SET TASK =>
Filter out everything except lines holding "screenshot".

---

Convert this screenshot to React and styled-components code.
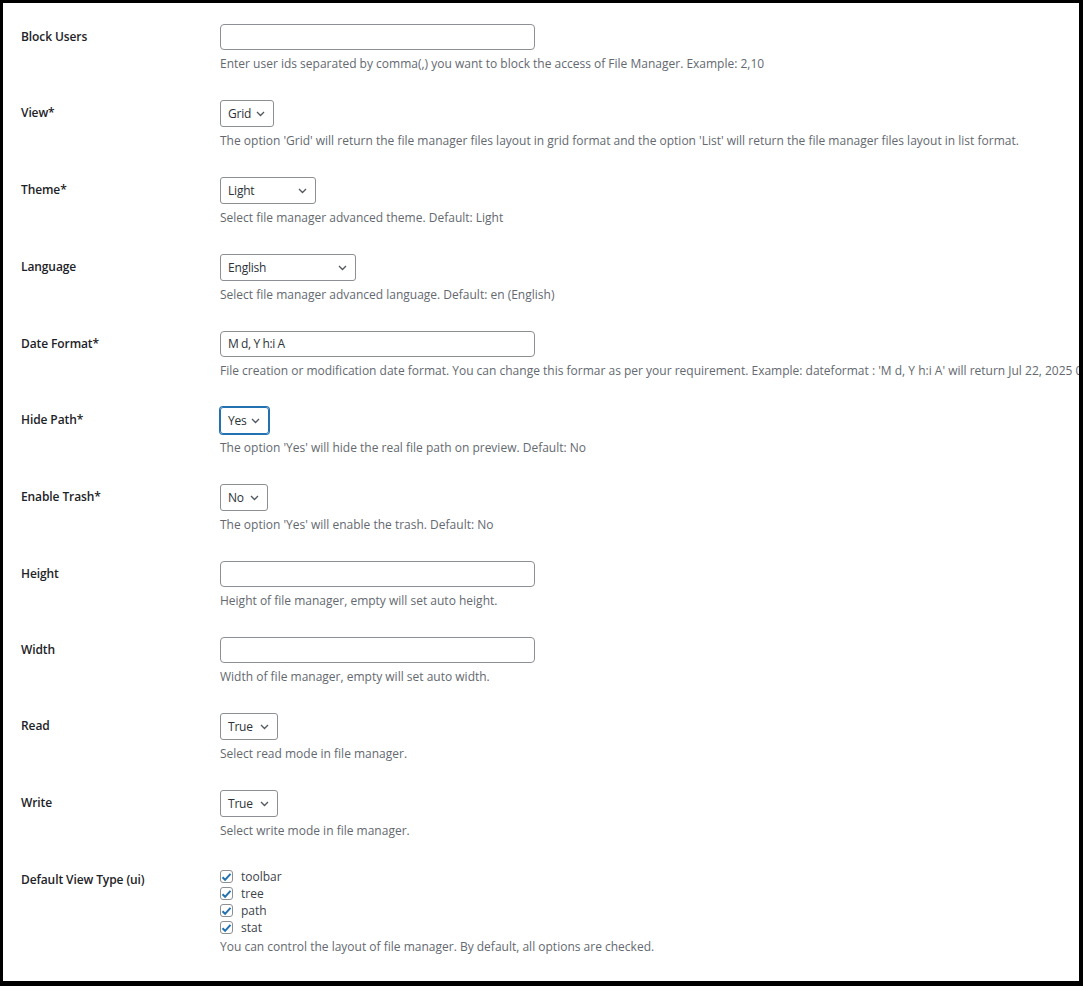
import React from "react";
import styled, { createGlobalStyle } from "styled-components";

const Global = createGlobalStyle`
  html, body { margin: 0; padding: 0; background: #000; }
  body { font-family: "Open Sans", "Noto Sans", sans-serif; }
  * { box-sizing: border-box; }
`;

const Frame = styled.div`
  width: 1083px;
  height: 986px;
  border-style: solid;
  border-color: #000;
  border-width: 3px 4px 5px 3px;
  background: #fff;
  overflow: hidden;
  padding: 7px 0 0 18px;
`;

const Row = styled.div`
  display: grid;
  grid-template-columns: 199px 1fr;
  padding: 14px 0;
`;

const Label = styled.div`
  font-size: 12px;
  font-weight: 600;
  color: #1d2327;
  line-height: 16px;
  padding-top: ${(p) => p.$top ?? 5}px;
  letter-spacing: -0.1px;
`;

const Field = styled.div`
  display: flex;
  flex-direction: column;
  align-items: flex-start;
  min-width: 0;
`;

const TextInput = styled.div`
  width: 315px;
  height: 26px;
  border: 1px solid #8c8f94;
  border-radius: 4px;
  font-size: 12px;
  color: #2c3338;
  line-height: 24px;
  padding: 0 7px;
  letter-spacing: -0.4px;
`;

const Select = styled.div`
  width: ${(p) => p.$w}px;
  height: 27px;
  border: 1px solid ${(p) => (p.$focus ? "#2271b1" : "#8c8f94")};
  box-shadow: ${(p) => (p.$focus ? "0 0 0 1px #2271b1" : "none")};
  border-radius: 3px;
  display: flex;
  align-items: center;
  justify-content: space-between;
  padding: 0 8px 0 7px;
  font-size: 12px;
  color: #2c3338;
  letter-spacing: -0.2px;
`;

const Description = styled.div`
  margin-top: ${(p) => p.$gap ?? 6}px;
  font-size: 12px;
  line-height: 16px;
  color: #646970;
  white-space: nowrap;
`;

const CheckList = styled.div`
  display: flex;
  flex-direction: column;
  padding-top: 1px;
`;

const CheckRow = styled.label`
  display: flex;
  align-items: center;
  gap: 8px;
  height: 17px;
  font-size: 12px;
  color: #3c434a;
`;

const Box = styled.span`
  width: 13px;
  height: 13px;
  border: 1px solid #8c8f94;
  border-radius: 3px;
  display: flex;
  align-items: center;
  justify-content: center;
`;

const Chevron = () => (
  <svg width="9" height="6" viewBox="0 0 9 6" fill="none">
    <path d="M1 1l3.5 3.5L8 1" stroke="#50575e" strokeWidth="1.3" />
  </svg>
);

const Check = () => (
  <svg width="11" height="10" viewBox="0 0 11 10" fill="none">
    <path d="M1.5 5.2l2.6 2.6L9.5 1.8" stroke="#2271b1" strokeWidth="2" />
  </svg>
);

const rows = [
  { label: "Block Users", kind: "input", value: "", desc: "Enter user ids separated by comma(,) you want to block the access of File Manager. Example: 2,10" },
  { label: "View*", kind: "select", value: "Grid", w: 54, desc: "The option 'Grid' will return the file manager files layout in grid format and the option 'List' will return the file manager files layout in list format." },
  { label: "Theme*", kind: "select", value: "Light", w: 96, desc: "Select file manager advanced theme. Default: Light" },
  { label: "Language", kind: "select", value: "English", w: 136, desc: "Select file manager advanced language. Default: en (English)" },
  { label: "Date Format*", kind: "input", value: "M d, Y h:i A", desc: "File creation or modification date format. You can change this formar as per your requirement. Example: dateformat : 'M d, Y h:i A' will return Jul 22, 2025 09:30 AM" },
  { label: "Hide Path*", kind: "select", value: "Yes", w: 49, focus: true, desc: "The option 'Yes' will hide the real file path on preview. Default: No" },
  { label: "Enable Trash*", kind: "select", value: "No", w: 48, desc: "The option 'Yes' will enable the trash. Default: No" },
  { label: "Height", kind: "input", value: "", desc: "Height of file manager, empty will set auto height." },
  { label: "Width", kind: "input", value: "", desc: "Width of file manager, empty will set auto width." },
  { label: "Read", kind: "select", value: "True", w: 58, desc: "Select read mode in file manager." },
  { label: "Write", kind: "select", value: "True", w: 58, desc: "Select write mode in file manager." },
];

export default function App() {
  return (
    <>
      <Global />
      <Frame>
        {rows.map((r) => (
          <Row key={r.label}>
            <Label>{r.label}</Label>
            <Field>
              {r.kind === "input" ? (
                <TextInput>{r.value}</TextInput>
              ) : (
                <Select $w={r.w} $focus={r.focus}>
                  <span>{r.value}</span>
                  <Chevron />
                </Select>
              )}
              <Description>{r.desc}</Description>
            </Field>
          </Row>
        ))}
        <Row>
          <Label $top={5}>Default View Type (ui)</Label>
          <Field>
            <CheckList>
              {["toolbar", "tree", "path", "stat"].map((c) => (
                <CheckRow key={c}>
                  <Box>
                    <Check />
                  </Box>
                  {c}
                </CheckRow>
              ))}
            </CheckList>
            <Description $gap={3}>
              You can control the layout of file manager. By default, all options are checked.
            </Description>
          </Field>
        </Row>
      </Frame>
    </>
  );
}
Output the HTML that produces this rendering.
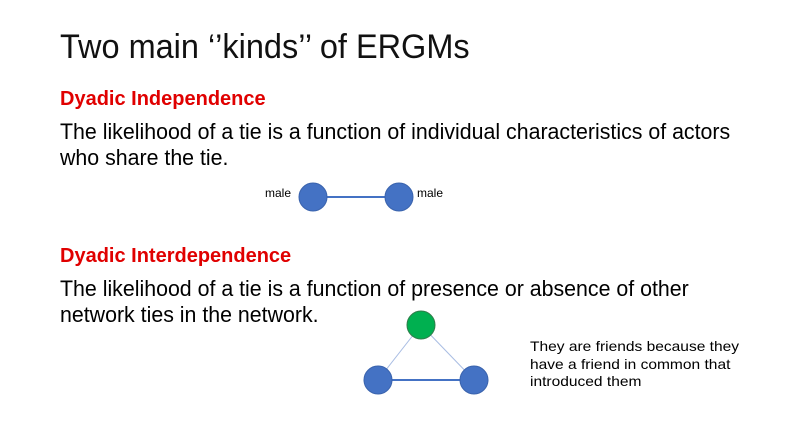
<!DOCTYPE html>
<html><head><meta charset="utf-8"><style>
body{margin:0;width:793px;height:447px;background:#fff;position:relative;overflow:hidden;font-family:"Liberation Sans",sans-serif;color:#000}
.t{position:absolute;white-space:nowrap;transform-origin:0 0}
</style></head><body>
<div class="t" style="left:60px;top:28px;font-size:34px;color:#111;transform:scaleX(0.955)">Two main ‘’kinds’’ of ERGMs</div>
<div class="t" style="left:60px;top:88px;font-size:20px;font-weight:bold;color:#e00000;transform:scaleX(1.0)">Dyadic Independence</div>
<div class="t" style="left:60px;top:119px;font-size:22px;line-height:26px;transform:scaleX(0.97)">The likelihood of a tie is a function of individual characteristics of actors<br>who share the tie.</div>
<div class="t" style="left:265px;top:186px;font-size:12px;transform:scaleX(1.0)">male</div>
<div class="t" style="left:417px;top:186px;font-size:12px;transform:scaleX(1.0)">male</div>
<div class="t" style="left:60px;top:245px;font-size:20px;font-weight:bold;color:#e00000;transform:scaleX(1.0)">Dyadic Interdependence</div>
<div class="t" style="left:60px;top:276px;font-size:22px;line-height:26px;transform:scaleX(0.97)">The likelihood of a tie is a function of presence or absence of other<br>network ties in the network.</div>
<div class="t" style="left:530px;top:338px;font-size:14px;line-height:17.5px;transform:scaleX(1.11)">They are friends because they<br>have a friend in common that<br>introduced them</div>
<svg width="793" height="447" style="position:absolute;left:0;top:0">
<line x1="313" y1="197" x2="399" y2="197" stroke="#4472c4" stroke-width="2"/>
<circle cx="313" cy="197" r="14" fill="#4472c4" stroke="#3a63ad"/>
<circle cx="399" cy="197" r="14" fill="#4472c4" stroke="#3a63ad"/>
<line x1="421" y1="325" x2="378" y2="380" stroke="#a9bde3" stroke-width="1"/>
<line x1="421" y1="325" x2="474" y2="380" stroke="#a9bde3" stroke-width="1"/>
<line x1="378" y1="380" x2="474" y2="380" stroke="#4472c4" stroke-width="2"/>
<circle cx="421" cy="325" r="14" fill="#00b050" stroke="#2f7d4a"/>
<circle cx="378" cy="380" r="14" fill="#4472c4" stroke="#3a63ad"/>
<circle cx="474" cy="380" r="14" fill="#4472c4" stroke="#3a63ad"/>
</svg>
</body></html>
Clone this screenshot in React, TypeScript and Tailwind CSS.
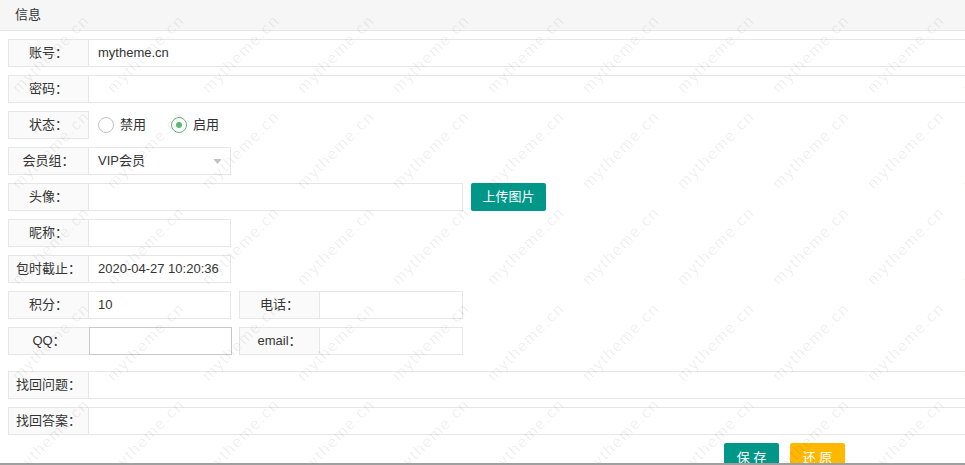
import type { ReactNode } from "react";

type FieldProps = {
  label: string;
  width: string;
  children?: ReactNode;
  focus?: boolean;
};

function Field({ label, width, children, focus }: FieldProps) {
  return (
    <div className={`flex h-[28px] shrink-0 ${width}`}>
      <div
        className={`flex h-full w-[81px] shrink-0 items-center justify-center border border-[#e6e6e6] bg-[#fafafa] ${focus ? "border-r-0" : ""}`}
      >
        {label}
      </div>
      <div
        className={`flex h-full min-w-0 flex-1 items-center pl-[9px] ${focus ? "border border-[#c9c9c9]" : "border border-l-0 border-[#e6e6e6]"}`}
      >
        {children}
      </div>
    </div>
  );
}

function Radio({ checked, label }: { checked?: boolean; label: string }) {
  return (
    <span className="flex items-center gap-[6px]">
      <span
        className={`flex h-[16px] w-[16px] items-center justify-center rounded-full border ${checked ? "border-[#5fb878]" : "border-[#c2c2c2]"}`}
      >
        {checked && <span className="h-[6px] w-[6px] rounded-full bg-[#5fb878]" />}
      </span>
      {label}
    </span>
  );
}

function Watermark() {
  const marks = [];
  for (let j = -1; j < 6; j++) {
    for (let i = -1; i < 11; i++) {
      marks.push(
        <span
          key={`${i}-${j}`}
          className="absolute whitespace-nowrap text-[16px] tracking-[1.5px] text-black/[0.07]"
          style={{
            left: 51 + 95 * i,
            top: 54 + 96 * j,
            transform: "translate(-50%, -50%) rotate(-45deg)",
          }}
        >
          mytheme.cn
        </span>,
      );
    }
  }
  return <div className="pointer-events-none absolute inset-0 overflow-hidden">{marks}</div>;
}

export default function App() {
  return (
    <div className="relative h-[465px] w-full overflow-hidden bg-white font-['Liberation_Sans','Noto_Sans_CJK_SC',sans-serif] text-[13px] text-[#333]">
      <div className="flex h-[31px] items-center border-b border-[#e6e6e6] bg-[#f6f6f6] pl-[15px]">
        信息
      </div>

      <div className="flex flex-col gap-[8px] px-[8px] pt-[8px]">
        <Field label="账号：" width="w-[1000px]">
          mytheme.cn
        </Field>
        <Field label="密码：" width="w-[1000px]" />
        <div className="flex h-[28px] items-center">
          <div className="flex h-full w-[81px] items-center justify-center border border-[#e6e6e6] bg-[#fafafa]">
            状态：
          </div>
          <div className="flex items-center gap-[25px] pl-[9px]">
            <Radio label="禁用" />
            <Radio checked label="启用" />
          </div>
        </div>
        <Field label="会员组：" width="w-[223px]">
          <span className="flex-1">VIP会员</span>
          <svg viewBox="0 0 10 6" className="mr-[8px] h-[5px] w-[9px] text-[#c2c2c2]" fill="currentColor">
            <path d="M0 0h10L5 6z" />
          </svg>
        </Field>
        <div className="flex gap-[8px]">
          <Field label="头像：" width="w-[455px]" />
          <button className="h-[28px] w-[75px] rounded-[2px] bg-[#009688] text-white">
            上传图片
          </button>
        </div>
        <Field label="昵称：" width="w-[223px]" />
        <Field label="包时截止：" width="w-[223px]">
          2020-04-27 10:20:36
        </Field>
        <div className="flex gap-[8px]">
          <Field label="积分：" width="w-[223px]">
            10
          </Field>
          <Field label="电话：" width="w-[224px]" />
        </div>
        <div className="flex gap-[7px]">
          <Field label="QQ：" width="w-[224px]" focus />
          <Field label="email：" width="w-[224px]" />
        </div>
        <div className="mt-[8px]">
          <Field label="找回问题：" width="w-[1000px]" />
        </div>
        <Field label="找回答案：" width="w-[1000px]" />
        <div className="flex gap-[11px] pl-[716px]">
          <button className="h-[30px] w-[55px] rounded-[2px] bg-[#009688] text-white">
            保 存
          </button>
          <button className="h-[30px] w-[55px] rounded-[2px] bg-[#ffb800] text-white">
            还 原
          </button>
        </div>
      </div>

      <Watermark />
      <div className="absolute bottom-0 left-0 right-0 h-[2px] bg-[#a0a0a0]" />
    </div>
  );
}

---

FULL RESPONSE =>
Convert this screenshot to React and styled-components code.
Clone this screenshot in React, TypeScript and Tailwind CSS.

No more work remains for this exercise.